Task prompt: Extract and list every line that contains the word "index".

Given material:
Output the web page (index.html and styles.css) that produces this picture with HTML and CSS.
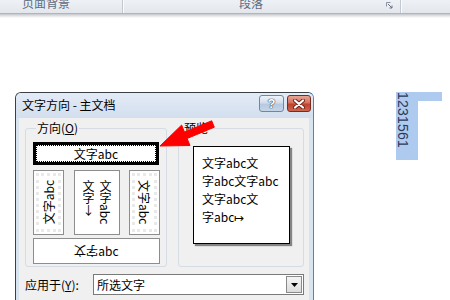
FILE: index.html
```html
<!DOCTYPE html>
<html lang="zh">
<head>
<meta charset="utf-8">
<link rel="stylesheet" href="styles.css">
</head>
<body>
<div class="ribbon">
  <div class="rgroup g1"><span class="rlabel">页面背景</span></div>
  <div class="rgroup g2"><span class="rlabel">段落</span>
    <svg class="launcher" width="7" height="7" viewBox="0 0 7 7"><path d="M0.5 0.5H4.5M0.5 0.5V4.5" stroke="#8a94a3" fill="none"/><path d="M2 2L6 6M6 3.5V6H3.5" stroke="#6a7484" fill="none"/></svg>
  </div>
  <div class="rgroup g3"></div>
</div>
<div class="ribbon-shadow"></div>

<div class="doc">
  <div class="sel">
    <div class="sel-main"><span class="vtext">1231561</span></div>
    <div class="sel-tail"></div>
  </div>
</div>

<div class="dialog">
  <div class="titlebar">
    <span class="title">文字方向 - 主文档</span>
    <div class="tbtns">
      <div class="tbtn help">?</div>
      <div class="tbtn close"><svg width="14" height="10" viewBox="0 0 14 10"><path d="M3 1.5L11 8.5M11 1.5L3 8.5" stroke="#6b2318" stroke-width="4" stroke-linecap="round"/><path d="M3 1.5L11 8.5M11 1.5L3 8.5" stroke="#fff" stroke-width="2.2" stroke-linecap="round"/></svg></div>
    </div>
  </div>
  <div class="client">
    <div class="groups">
      <div class="group left">
        <div class="legend">方向(<u>O</u>)</div>
        <div class="opt selected">文字abc</div>
        <div class="vrow">
          <div class="opt vbtn narrow"><div class="face"><span class="rot-ccw">文字abc</span></div></div>
          <div class="opt vbtn wide"><span class="vert">文字abc<br>文字<span class="up">↓</span></span></div>
          <div class="opt vbtn narrow"><div class="face"><span class="rot-cw">文字abc</span></div></div>
        </div>
        <div class="opt bottom"><span class="flip">文</span><span class="flip">字</span>abc</div>
      </div>
      <div class="group right">
        <div class="legend">预览</div>
        <div class="preview">
          <div>文字abc文</div>
          <div>字abc文字abc</div>
          <div>文字abc文</div>
          <div>字abc↦</div>
        </div>
      </div>
    </div>
    <div class="apply">
      <span class="apply-label">应用于(<u>Y</u>):</span>
      <div class="combo">
        <span class="combo-text">所选文字</span>
        <div class="drop"><svg width="7" height="4" viewBox="0 0 7 4"><path d="M0 0H7L3.5 4Z" fill="#000"/></svg></div>
      </div>
    </div>
  </div>
</div>

<svg class="arrow" width="450" height="300" viewBox="0 0 450 300">
  <polygon points="160,146 190,145.5 187.1,138.5 214.3,127.2 211.7,120.8 184.5,132.1 181.6,125.1" fill="#ff0000" stroke="#ff0000" stroke-width="1" stroke-linejoin="round"/>
</svg>
</body>
</html>
```
FILE: styles.css
```css
* { box-sizing: border-box; }
body {
  margin: 0;
  width: 450px;
  height: 300px;
  overflow: hidden;
  position: relative;
  background: #fff;
  font-family: "Noto Sans CJK SC", "Noto Sans", sans-serif;
  font-size: 12px;
  color: #000;
}

/* ribbon */
.ribbon {
  display: flex;
  height: 14px;
  background: linear-gradient(#eef1f5, #e3e7ec);
  border-bottom: 1px solid #aeb5bf;
  overflow: hidden;
}
.rgroup {
  position: relative;
  height: 13px;
  border-right: 1px solid #c3c9d1;
  box-shadow: 1px 0 0 #fafbfc;
}
.g1 { width: 123px; padding-left: 22px; }
.g2 { width: 278px; padding-left: 116px; display: flex; }
.g3 { flex: 1; border-right: none; box-shadow: none; }
.rlabel {
  display: block;
  margin-top: -3px;
  line-height: 12px;
  color: #5c6b82;
}
.launcher { margin-left: 123px; margin-top: 2px; }
.ribbon-shadow {
  height: 4px;
  background: linear-gradient(#c4c8ce, #e9eaec 60%, #fff);
}

/* document selection */
.doc { padding: 74px 0 0 396px; }
.sel { display: flex; align-items: flex-start; }
.sel-main {
  width: 22px;
  height: 68px;
  background: #aecbef;
  padding-left: 1px;
}
.sel-tail { width: 24px; height: 9px; background: #aecbef; }
.vtext {
  display: block;
  writing-mode: vertical-rl;
  font-family: "Liberation Sans", sans-serif;
  font-size: 14px;
  line-height: 12px;
  color: #2a3a58;
  letter-spacing: 0.2px;
}

/* dialog */
.dialog {
  position: absolute;
  left: 15px;
  top: 92px;
  width: 299px;
  height: 220px;
  border: 1px solid #3b3f46;
  border-right-color: #2f8fdc;
  border-radius: 6px 6px 0 0;
  background: #d9e4f1;
  overflow: hidden;
}
.titlebar {
  height: 25px;
  display: flex;
  align-items: flex-start;
  padding: 0 2px 0 6px;
  background: linear-gradient(#e3ebf6, #d3dfee);
}
.title { line-height: 24px; }
.tbtns { margin-left: auto; margin-top: 2px; display: flex; gap: 3px; }
.tbtn {
  height: 17px;
  border-radius: 3px;
  display: flex;
  align-items: center;
  justify-content: center;
}
.help {
  width: 25px;
  border: 1px solid #73869f;
  background: linear-gradient(#eef3f9, #d2deed 45%, #b7c9e0 55%, #c6d5e8);
  color: #fff;
  font-family: "Liberation Sans", sans-serif;
  font-weight: bold;
  font-size: 13px;
  text-shadow: 0 0 1px #36465e, 0 0 1px #36465e, 0 0 1px #36465e;
}
.close {
  width: 24px;
  border: 1px solid #7b2a1f;
  background: linear-gradient(#e8a596, #d4725e 45%, #c0422d 55%, #cf6550);
}

.client {
  height: 200px;
  margin: 0 4px 0 3px;
  background: #f0f0f0;
  padding: 10px 0 0 6px;
}
.groups { display: flex; gap: 11px; }
.group {
  border: 1px solid #d5dce3;
  border-radius: 3px;
  height: 139px;
}
.group.left {
  width: 142px;
  padding: 0 0 0 7px;
  display: flex;
  flex-direction: column;
}
.group.right { width: 126px; padding-left: 14px; }
.legend {
  align-self: flex-start;
  margin: -8px 0 0 3px;
  padding: 0 1px;
  height: 14px;
  line-height: 14px;
  background: #f0f0f0;
  width: max-content;
}
.group.right .legend { margin-left: -10px; }

.opt {
  background: #fff;
  border: 1px solid #8d8d8d;
  display: flex;
  align-items: center;
  justify-content: center;
  white-space: nowrap;
}
.selected {
  width: 126px;
  height: 23px;
  margin-top: 7px;
  border: 3px solid #000;
  outline: 1px dotted #000;
  outline-offset: -4px;
  line-height: 14px;
}
.vrow {
  display: flex;
  margin-top: 5px;
  width: 127px;
}
.vbtn { height: 65px; }
.narrow { width: 32px; padding: 2px; }
.wide { width: 46px; margin: 0 9px 0 10px; }
.face {
  width: 100%;
  height: 100%;
  border: 3px dotted #e9e9e9;
  display: flex;
  align-items: center;
  justify-content: center;
}
.rot-ccw {
  writing-mode: vertical-rl;
  text-orientation: sideways;
  transform: rotate(180deg);
  line-height: 14px;
}
.rot-cw {
  writing-mode: vertical-rl;
  text-orientation: sideways;
  line-height: 14px;
}
.vert {
  writing-mode: vertical-rl;
  text-orientation: mixed;
  line-height: 17px;
  white-space: nowrap;
}
.up { text-orientation: upright; }
.bottom {
  width: 127px;
  height: 26px;
  margin-top: 3px;
  line-height: 14px;
}
.flip { display: inline-block; transform: rotate(180deg); }

.preview {
  width: 97px;
  height: 98px;
  margin-top: 11px;
  background: #fff;
  border: 1px solid #000;
  box-shadow: 2px 2px 1px rgba(0,0,0,0.45);
  padding: 7px 0 0 8px;
  line-height: 18px;
  white-space: nowrap;
}

.apply {
  display: flex;
  align-items: center;
  margin-top: 7px;
}
.apply-label { width: 68px; line-height: 14px; }
.combo {
  width: 211px;
  height: 21px;
  border: 1px solid #7a7a7a;
  background: #fff;
  display: flex;
  align-items: center;
  padding: 0 1px 0 3px;
}
.combo-text { line-height: 14px; }
.drop {
  margin-left: auto;
  width: 16px;
  height: 17px;
  border: 1px solid #8a8a8a;
  background: linear-gradient(#f4f4f4, #dcdcdc);
  display: flex;
  align-items: center;
  justify-content: center;
}

.arrow {
  position: absolute;
  left: 0;
  top: 0;
  pointer-events: none;
}
```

Answer:
Output the web page (index.html and styles.css) that produces this picture with HTML and CSS.
FILE: index.html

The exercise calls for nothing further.